View AS 3320, Association with Financial Statements
.01 Question—APB Opinion No. 28, paragraph 31 [AC section I73.147], which applies to publicly traded companies, states: "If interim financial data and disclosures are not separately reported for the fourth quarter, security holders often make inferences about that quarter by subtracting data based on the third quarter interim report from the annual results. In the absence of a separate fourth quarter report or disclosure of the results . . . for that quarter in the annual report, disposals of segments of a business and extraordinary, unusual, or infrequently occurring items recognized in the fourth quarter, as well as the aggregate effect of year-end adjustments which are material to the results of that quarter . . . shall be disclosed in the annual report in a note to the annual financial statements." Does the auditor have an obligation, arising from the disclosure requirements of paragraph 31 of Opinion No. 28 [AC section I73.147], to audit interim data?
.02 Interpretation—No. If the auditor has not been specifically engaged to audit interim information, he does not have an obligation to audit interim data as a result of his audit of the annual financial statements.
.03 Disclosure of fourth quarter adjustments and other disclosures required by paragraph 31 [AC section I73.147] would appear in a note to the annual financial statements of a publicly traded company only if fourth quarter data were not separately distributed or did not appear elsewhere in the annual report. Consequently, such disclosures are not essential for a fair presentation of the annual financial statements in conformity with generally accepted accounting principles.
.04 If interim financial data and disclosures are not separately reported (as outlined in paragraph 30 of Opinion No. 28 [AC section I73.146]) for the fourth quarter, the independent auditor, during his audit of the annual financial statements, should inquire as to whether there are fourth quarter items that need to be disclosed in a note to the annual financial statements.
.05 Information on fourth quarter adjustments and similar items that appear in notes to the annual financial statements to comply with paragraph 31 of Opinion No. 28 [AC section I73.147] would ordinarily not be audited separately and, therefore, the information would be labeled "unaudited" or "not covered by auditor's report."
.06 If a publicly traded company fails to comply with the provisions of paragraph 31 of Opinion No. 28 [AC section I73.147], the auditor should suggest appropriate revision; failing that, he should call attention in his report to the omission of the information. The auditor need not qualify his opinion on the annual financial statements since the disclosure is not essential for a fair presentation of those statements in conformity with generally accepted accounting principles.

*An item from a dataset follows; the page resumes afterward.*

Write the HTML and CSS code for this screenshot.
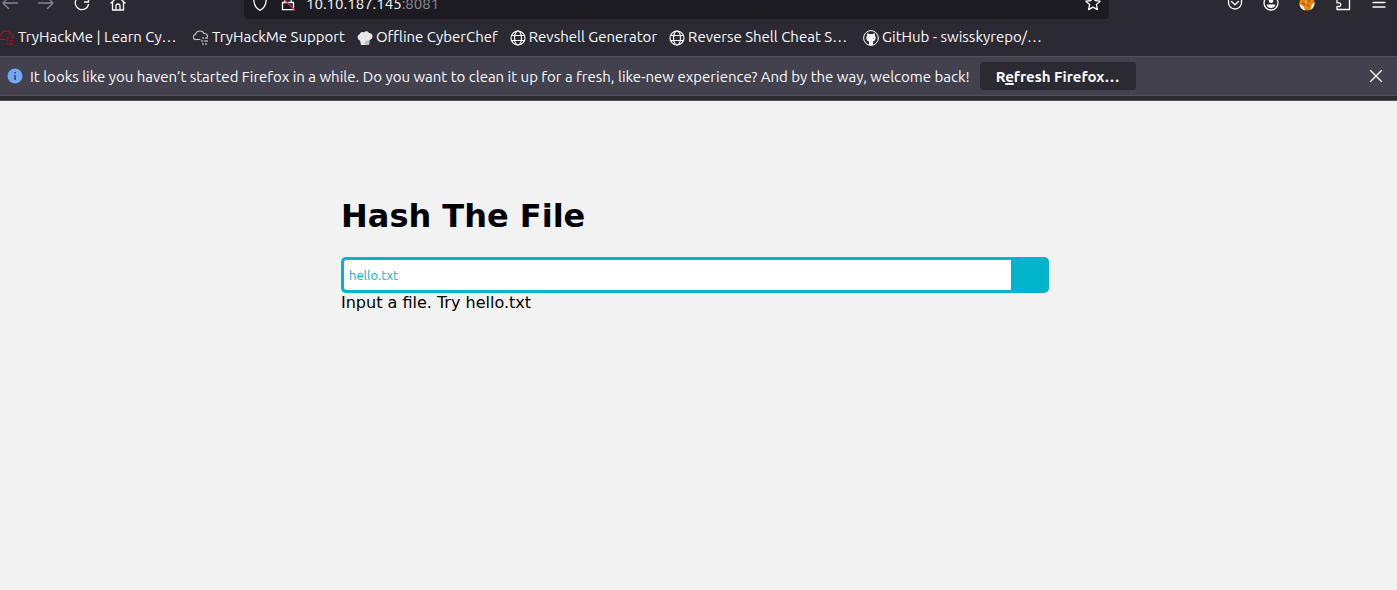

.07 Reference should be made to AS 4105, Reviews of Interim Financial Information, for guidance with respect to reviews of interim financial information of SEC registrants or non-SEC registrants that make a filing with a regulatory agency in preparation for a public offering or listing.
[2.] Association of the Auditor of an Acquired Company With Unaudited Statements in a Listing Application
[.08-.12] [Paragraphs deleted.]
[3.] Association of the Auditor of the Acquiring Company with Unaudited Statements in a Listing Application
[.13-.14] [Paragraphs deleted.]
.15 Question—Paragraph .01 of AS 3320, Association with Financial Statements, states in part: "In all cases where an auditor's name is associated with financial statements, the report should contain a clear-cut indication of the character of the auditor's work, if any, and the degree of responsibility the auditor is taking." AS 3320.03 states that "An accountant is associated with financial statements when he has consented to the use of his name in a report, document, or written communication containing the statements." Is the auditor "associated" with condensed financial data when he is identified by a financial reporting service as being a company's independent auditor or when his report is reproduced and presented with such data?
.16 Interpretation—No. The accountant has not consented to the use of his name when it is published by a financial reporting service. Financial data released to the public by a company and the name of its auditor are public information. Accordingly, neither the auditor nor his client has the ability to require a financial reporting service to withhold publishing such information.
.17 Financial reporting services, such as Dun & Bradstreet and Moody's Investors Service, furnish to subscribers information and ratings concerning commercial enterprises as a basis for credit, insurance, marketing and other business purposes. Those reports frequently include condensed financial data and other data such as payments to trade creditors, loan experience with banks, a brief history of the entity and a description of its operations. Also, as part of its report, the financial service often discloses the names of the officers and directors or principals or owners of the company and the name of the company's auditor.
.18 In the context in which the auditor's name appears, it is doubtful that readers will assume that he has audited the information presented. However, the AICPA has suggested to certain financial reporting services that they identify data as "unaudited" if the data has been extracted from unaudited financial statements. Also, the AICPA has suggested that when summarized financial data is presented together with an auditor's report on complete financial statements (including notes), the financial reporting services state that the auditor's report applies to the complete financial statements which are not presented.
.19 Question—AS 3320 describes the reporting responsibilities of the certified public accountant who has determined that he is not independent with respect to financial statements with which he is associated. That section, however, does not indicate how he should determine whether he is independent. What should the certified public accountant consider in determining whether he is independent? Also, should his consideration be any different for an engagement to prepare unaudited financial statements?
.20 Interpretation—AS 3320 explains the certified public accountant's reporting responsibilities when he is not independent. However, it does not attempt to explain how the certified public accountant determines whether he is independent because that is a question of professional ethics.
.21 PCAOB Rules establish requirements regarding auditor independence.
.22 AS 3320.10 states that the reporting guidance applies, regardless of the extent of procedures applied, (emphasis added) in all circumstances other than when the financial statements are those of a non-public entity.1 Thus, the accountant's consideration of whether he is independent should be the same whether the financial statements are audited or unaudited.
[.23-.35] [Paragraphs deleted.]
Footnotes (AI 25 - Association with Financial Statements: Auditing Interpretations of AS 3320):
1 If the financial statements are those of a non-public entity, the accountant should look to the guidance in Statements on Standards for Accounting and Review Services.